Dissecting the Interplay of Attention Paths in a Statistical Mechanics Theory of Transformers
Lorenzo Tiberi, Francesca Mignacco, Kazuki Irie, Haim Sompolinsky
TL;DR
This paper develops a finite-width thermodynamic Bayesian theory for a Transformer-like multi-head self-attention model, deriving exact predictor statistics as a weighted sum of path-path kernels. A key finding is the task-relevant kernel combination: in the finite-width regime, cross-path kernels are learned and weighted to align with task labels, enhancing generalization beyond the infinite-width Gaussian-process limit. The authors validate the theory with Hamiltonian Monte Carlo on synthetic (Hidden Markov) and real (one-shot image) tasks and show how the order parameter reveals which attention paths to emphasize or suppress, enabling effective head pruning with minimal performance loss. The approach provides interpretable connections between learned weights and kernel alignment, offering guidance for resource-efficient transformer implementations and potential extensions to gradient-descent trained networks.
Abstract
Despite the remarkable empirical performance of Transformers, their theoretical understanding remains elusive.

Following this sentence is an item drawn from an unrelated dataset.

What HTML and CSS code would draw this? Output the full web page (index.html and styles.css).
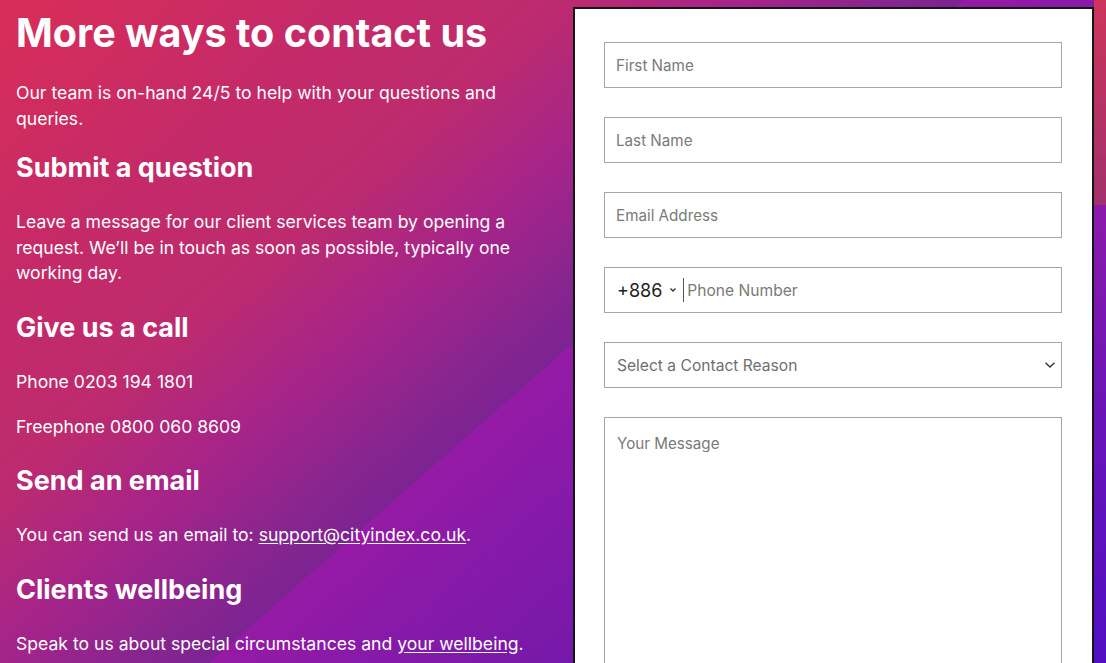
FILE: index.html
```html
<!DOCTYPE html>
<html lang="en">
<head>
<meta charset="utf-8">
<title>Contact us</title>
<link rel="stylesheet" href="styles.css">
</head>
<body>
<div class="page">
  <section class="info">
    <h1 class="title">More ways to contact us</h1>
    <p class="text intro">Our team is on-hand 24/5 to help with your questions and queries.</p>

    <h2 class="sub">Submit a question</h2>
    <p class="text">Leave a message for our client services team by opening a request. We’ll be in touch as soon as possible, typically one working day.</p>

    <h2 class="sub">Give us a call</h2>
    <p class="text tight">Phone 0203 194 1801</p>
    <p class="text">Freephone 0800 060 8609</p>

    <h2 class="sub">Send an email</h2>
    <p class="text">You can send us an email to: <a class="link" href="#">support@cityindex.co.uk</a>.</p>

    <h2 class="sub">Clients wellbeing</h2>
    <p class="text">Speak to us about special circumstances and <a class="link" href="#">your wellbeing</a>.</p>
  </section>

  <section class="panel">
    <form class="form">
      <input class="field" type="text" placeholder="First Name">
      <input class="field" type="text" placeholder="Last Name">
      <input class="field" type="email" placeholder="Email Address">
      <div class="field phone">
        <span class="code">+886</span>
        <svg class="mini-chev" width="8" height="6" viewBox="0 0 8 6"><path d="M1.5 1.5 L4 4 L6.5 1.5" fill="none" stroke="#333" stroke-width="1.3"/></svg>
        <span class="sep"></span>
        <input class="phone-input" type="tel" placeholder="Phone Number">
      </div>
      <div class="field select">
        <span class="select-text">Select a Contact Reason</span>
        <svg class="chev" width="12" height="8" viewBox="0 0 12 8"><path d="M1.5 1.8 L6 6 L10.5 1.8" fill="none" stroke="#333" stroke-width="1.4"/></svg>
      </div>
      <textarea class="field message" placeholder="Your Message"></textarea>
    </form>
  </section>
</div>
</body>
</html>
```

FILE: styles.css
```css
html, body {
  margin: 0;
  padding: 0;
  height: 663px;
  overflow: hidden;
}
body {
  font-family: Inter, "Liberation Sans", sans-serif;
  color: #fff;
  background-color: #7c2392;
  background-image:
    linear-gradient(180deg, #cc355c 0%, #a4306c 100%),
    linear-gradient(180deg, #8c1aaa 0%, #6a14b8 45%, #5010c2 100%),
    linear-gradient(138.7deg, rgba(0,0,0,0) 51.8%, #951aa5 51.8%, #8a1aa8 58%, #7418aa 72%, #6414b4 100%),
    linear-gradient(138.7deg, #d92d58 0%, #c52a68 18%, #bd2b6e 30%, #a5248a 40%, #86258f 48%, #7c2392 51.8%);
  background-repeat: no-repeat;
  background-size: 12px 205px, 12px 458px, 100% 100%, 100% 100%;
  background-position: right top, right bottom, 0 0, 0 0;
}
.page {
  display: flex;
  align-items: flex-start;
  height: 663px;
}
.info {
  width: 573px;
  padding: 10px 0 0 16px;
  box-sizing: border-box;
  flex: none;
}
.title {
  font-size: 39.5px;
  line-height: 46px;
  font-weight: 700;
  margin: 0 0 24px;
}
.text {
  font-size: 17.6px;
  line-height: 25.5px;
  margin: 0 0 25px;
  font-weight: 400;
  max-width: 525px;
}
.intro { margin-bottom: 20px; }
.tight { margin-bottom: 19.5px; }
.sub {
  font-size: 27px;
  line-height: 34px;
  font-weight: 700;
  margin: 0 0 24px;
}
.link {
  color: #fff;
  text-decoration: underline;
  text-underline-offset: 2px;
}
.panel {
  flex: none;
  width: 521px;
  margin: 7px 0 0 0;
  height: 700px;
  background: #fff;
  border: 2px solid #161616;
  box-sizing: border-box;
  padding: 33px 30px 0 29px;
}
.form {
  display: flex;
  flex-direction: column;
  gap: 29px;
}
.field {
  box-sizing: border-box;
  height: 46px;
  width: 100%;
  border: 1.5px solid #a6a6a6;
  background: #fff;
  font-family: Inter, "Liberation Sans", sans-serif;
  font-size: 15.2px;
  color: #333;
  padding: 0 11px;
  outline: none;
  border-radius: 0;
}
.field::placeholder, .phone-input::placeholder { color: #7a7a7a; }
.phone {
  display: flex;
  align-items: center;
  padding-left: 12px;
}
.code {
  font-size: 18px;
  color: #222;
}
.mini-chev { margin: 0 6px 0 7px; }
.sep {
  width: 1px;
  height: 24px;
  background: #555;
  margin-right: 3px;
}
.phone-input {
  border: none;
  outline: none;
  font-family: Inter, "Liberation Sans", sans-serif;
  font-size: 15.6px;
  padding: 0;
  flex: 1;
  height: 30px;
}
.select {
  display: flex;
  align-items: center;
  justify-content: space-between;
  padding: 0 5px 0 12px;
  font-size: 15.6px;
}
.select-text { color: #6f6f6f; }
.message {
  height: 300px;
  padding: 17px 12px;
  line-height: 18px;
  resize: none;
}
```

Here, we consider a deep multi-head self-attention network, that is closely related to Transformers yet analytically tractable. We develop a statistical mechanics theory of Bayesian learning in this model, deriving exact equations for the network's predictor statistics under the finite-width thermodynamic limit, i.e., $N,P\rightarrow\infty$, $P/N=\mathcal{O}(1)$, where $N$ is the network width and $P$ is the number of training examples. Our theory shows that the predictor statistics are expressed as a sum of independent kernels, each one pairing different 'attention paths', defined as information pathways through different attention heads across layers. The kernels are weighted according to a 'task-relevant kernel combination' mechanism that aligns the total kernel with the task labels. As a consequence, this interplay between attention paths enhances generalization performance. Experiments confirm our findings on both synthetic and real-world sequence classification tasks. Finally, our theory explicitly relates the kernel combination mechanism to properties of the learned weights, allowing for a qualitative transfer of its insights to models trained via gradient descent. As an illustration, we demonstrate an efficient size reduction of the network, by pruning those attention heads that are deemed less relevant by our theory.